As I start to get friendly and familiar with the sugar, I pull several petals. Some big, some a little too long, some the tips break off before I can pinch them properly. Some just look like aliens. Ok, ok. no problem, I just keep making more and more. I have plenty to work with. However, I start accumulating a "reject pile" -- and chef comes around just then to check my work. "No problem," he says -- "just put your trash in this plastic cup on your station." I sweep my mistakes into it, and forget them, and get back to work. Ahhh, much better now with my place tidied up! :smile:

Ed is at the station behind me. She comments that she too is starting to pile up some mistakes, and wants to be rid of them. So, she comes around to MY table, picks up MY cup, already filled with an inch or two of broken sugar bits, turns to her table, and sweeps HER MISTAKES INTO MY CUP. "Oh, Thanks a lot, Ed" I say kind of snidely... "you just want to look like you have no mistakes, and I have tons!" :laugh:

Puzzled, Ed looks around as others start to laugh. "What do you mean?" she says.

"That's ok," I reply. "Go ahead. Dump your junk in my cup. Make me look bad. But my flower's gonna be better than yours!" I tease her.
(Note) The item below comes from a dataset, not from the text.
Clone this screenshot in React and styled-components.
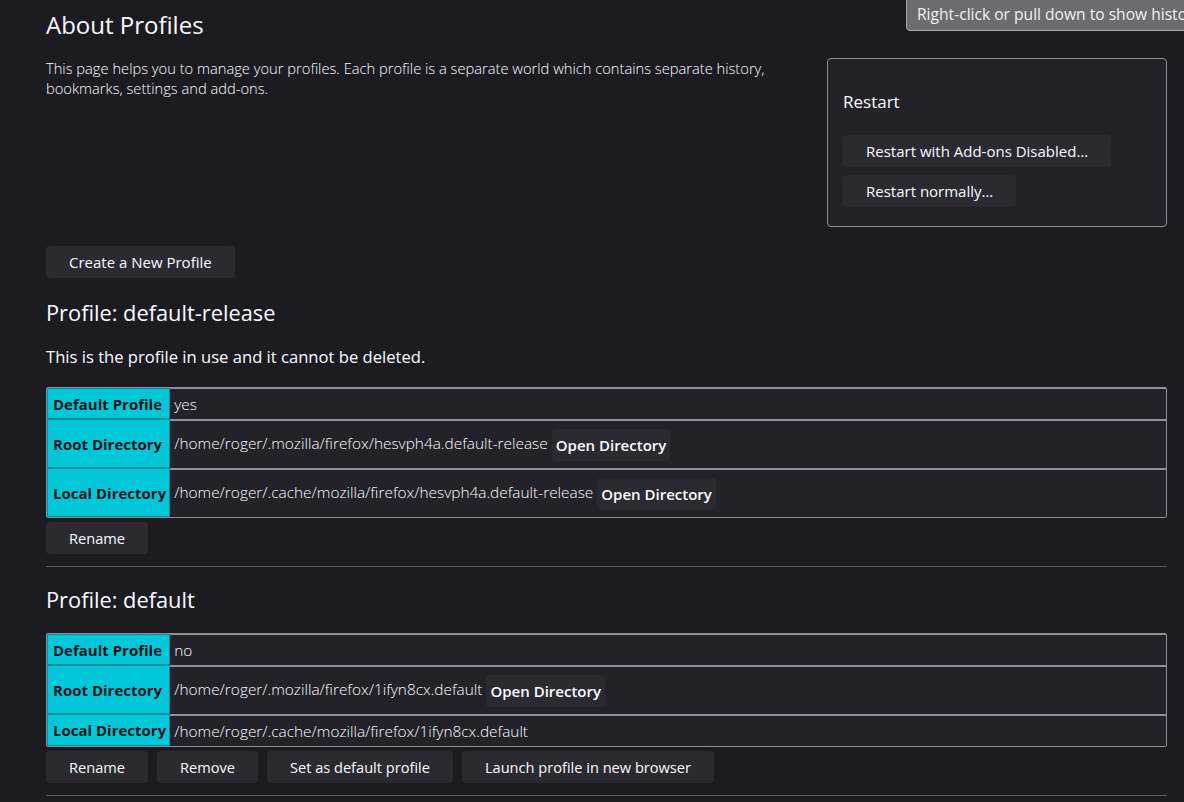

"Huh?" she still doesn't understand.

And then, she sees that she has her OWN personal cup on her table... :laugh:

Are we having fun yet???!!!

The trick is, of course, with these darn petals, not just to make them, but to try to make them all THE SAME SIZE... but then, Chef forgets to mention that until later, when we have to assemble them into three separate flowers! I manage to pull some decent looking ones, but they are certainly not similarly-sized. Oh well, nature does have some freaks, doesn't it? :wink:

After we all get enough petals, we attach them to the center, and blow dry cold as we go. Once we get our three finished flowers (5 petals to a flower, altho 6 looks good too -- these are 'fantasty flowers' so it doesn't matter), we attach them to our pre-cast green base. We use the same method: slightly melting the bottom of the stem end of the orange center, and attaching and holding in place, while blowing cold to set the flower rigid on the base. Add a few green leaves,

et voila!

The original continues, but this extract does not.